Another slight earthquake shock was felt here this morning.
Earthquakes, causing great loss of life, have been the curse of the Eastern Mediterranean region ever since the dawn of recorded history. The greatest catastrophies in the annals of the human race have occurred in this region as the result of seismic disturbances.
An analysis of the earthquake shocks of the world during the last fifty years shows that this region has maintained its record as a centre of upheavals. During that period this region had nearly half of the recorded earthquake shocks of the world, 47,000 out of 103,000.
Antioch, in Asia Minor, on the site of which one of the cities, destroyed yesterday, was built, was a greater sufferer from earthquake shock than any other city of antiquity. Four times it was wrecked by earthquakes. In 113 B.C., during a celebration in honor of the Emperor Trajan, and when the city was thronged, an earthquake shook it and thousands of the celebrating throng were killed, including many Romans of distinction. Trajan himself escaped by climbing out of the debris of his palace. In 526 B.C. the streets of Antioch literally opened, and 250,000 were killed in the greatest earthquake catastrophe ever known.

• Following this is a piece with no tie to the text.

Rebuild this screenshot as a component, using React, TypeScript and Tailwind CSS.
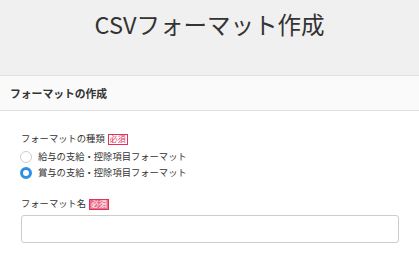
import React from "react";

const font = { fontFamily: '"Noto Sans CJK JP", "Noto Sans", sans-serif' };

function Badge({ filled }: { filled?: boolean }) {
  return (
    <span
      className={
        "ml-[3px] inline-flex h-[11px] w-[20px] items-center justify-center border text-[8px] leading-none " +
        (filled
          ? "border-[#e0315a] bg-[#ec6f8a] text-white"
          : "border-[#e0315a] bg-white text-[#e0315a]")
      }
    >
      必須
    </span>
  );
}

function Radio({ checked, label }: { checked?: boolean; label: string }) {
  return (
    <div className="flex h-[16px] items-center">
      <span
        className={
          "box-border inline-block h-[12px] w-[12px] rounded-full " +
          (checked
            ? "border-[3.5px] border-[#2f8fe3] bg-white"
            : "border border-[#cfcfcf] bg-white")
        }
      />
      <span className="ml-[6px] text-[9.3px] leading-none text-[#333]">{label}</span>
    </div>
  );
}

export default function App() {
  return (
    <div className="w-[419px] h-[255px] overflow-hidden bg-white" style={font}>
      <div className="h-[75px] bg-[#f0f0f0] pt-[8px] text-center">
        <h1 className="text-[23.5px] leading-[32px] text-[#333] font-normal">CSVフォーマット作成</h1>
      </div>
      <div className="flex h-[36px] items-center border-y border-[#e0e0e0] bg-[#fafafa] px-[10px]">
        <span className="text-[10.8px] font-bold text-[#333]">フォーマットの作成</span>
      </div>
      <div className="px-[21px] pt-[21px]">
        <div className="flex h-[14px] items-center">
          <span className="text-[9.3px] leading-none text-[#333]">フォーマットの種類</span>
          <Badge />
        </div>
        <div className="mt-[3px] -ml-[1px]">
          <Radio label="給与の支給・控除項目フォーマット" />
          <Radio checked label="賞与の支給・控除項目フォーマット" />
        </div>
        <div className="mt-[16px] flex h-[14px] items-center">
          <span className="text-[9.3px] leading-none text-[#333]">フォーマット名</span>
          <Badge filled />
        </div>
        <input
          type="text"
          className="mt-[4px] block h-[28px] w-[378px] rounded-[3px] border border-[#cccccc] bg-white outline-none"
        />
      </div>
    </div>
  );
}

Down to the great Sicilian and Calabrian earthquake of 1908, in which 100,000 persons lost their lives, the Eastern Mediterranean region held its evil record. In 1137 Sicily was desolated with the loss of 15,000 lives. Syria in 1158 lost 20,000 inhabitants in a similar calamity. About 60,000 persons were killed in Cicilia in 1268. At Naples in 1456 40,000 were killed. The same city lost 70,000 by earthquake in 1626. Sicily was devastated in 1693 with the loss of 100,000 lives. Algiers in 1731 lost 20,000 by earthquake. Forty thousand perished in an earthquake in Persia in 1755. In 1783 Sicily and Messina lost 20,000 in another catastrophe. Persia suffered a loss of 12,000 from an earthquake in 1893.